> Description of the task
Write out all lines holding the word "React".

> Collected data

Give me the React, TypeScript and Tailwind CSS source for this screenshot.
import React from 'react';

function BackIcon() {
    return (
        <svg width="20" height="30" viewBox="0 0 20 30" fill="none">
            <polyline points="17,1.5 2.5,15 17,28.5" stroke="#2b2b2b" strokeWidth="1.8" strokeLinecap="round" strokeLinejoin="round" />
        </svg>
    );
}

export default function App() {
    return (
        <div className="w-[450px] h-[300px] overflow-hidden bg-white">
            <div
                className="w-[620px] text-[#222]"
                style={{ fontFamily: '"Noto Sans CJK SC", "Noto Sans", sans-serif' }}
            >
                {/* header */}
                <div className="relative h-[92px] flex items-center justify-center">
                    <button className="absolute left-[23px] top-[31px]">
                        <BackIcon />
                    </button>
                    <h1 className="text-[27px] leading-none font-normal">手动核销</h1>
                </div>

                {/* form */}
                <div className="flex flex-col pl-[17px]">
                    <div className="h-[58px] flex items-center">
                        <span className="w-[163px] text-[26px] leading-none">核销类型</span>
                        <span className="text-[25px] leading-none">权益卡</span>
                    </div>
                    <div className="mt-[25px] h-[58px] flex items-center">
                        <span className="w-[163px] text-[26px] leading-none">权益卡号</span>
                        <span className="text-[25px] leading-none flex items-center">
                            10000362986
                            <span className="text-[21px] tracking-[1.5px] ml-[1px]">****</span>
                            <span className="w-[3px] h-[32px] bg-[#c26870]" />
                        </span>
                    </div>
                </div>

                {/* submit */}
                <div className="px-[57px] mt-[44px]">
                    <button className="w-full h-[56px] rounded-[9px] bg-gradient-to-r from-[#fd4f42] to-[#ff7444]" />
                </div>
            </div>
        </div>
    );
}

> Output for this exercise
Give me the React, TypeScript and Tailwind CSS source for this screenshot.
import React from 'react';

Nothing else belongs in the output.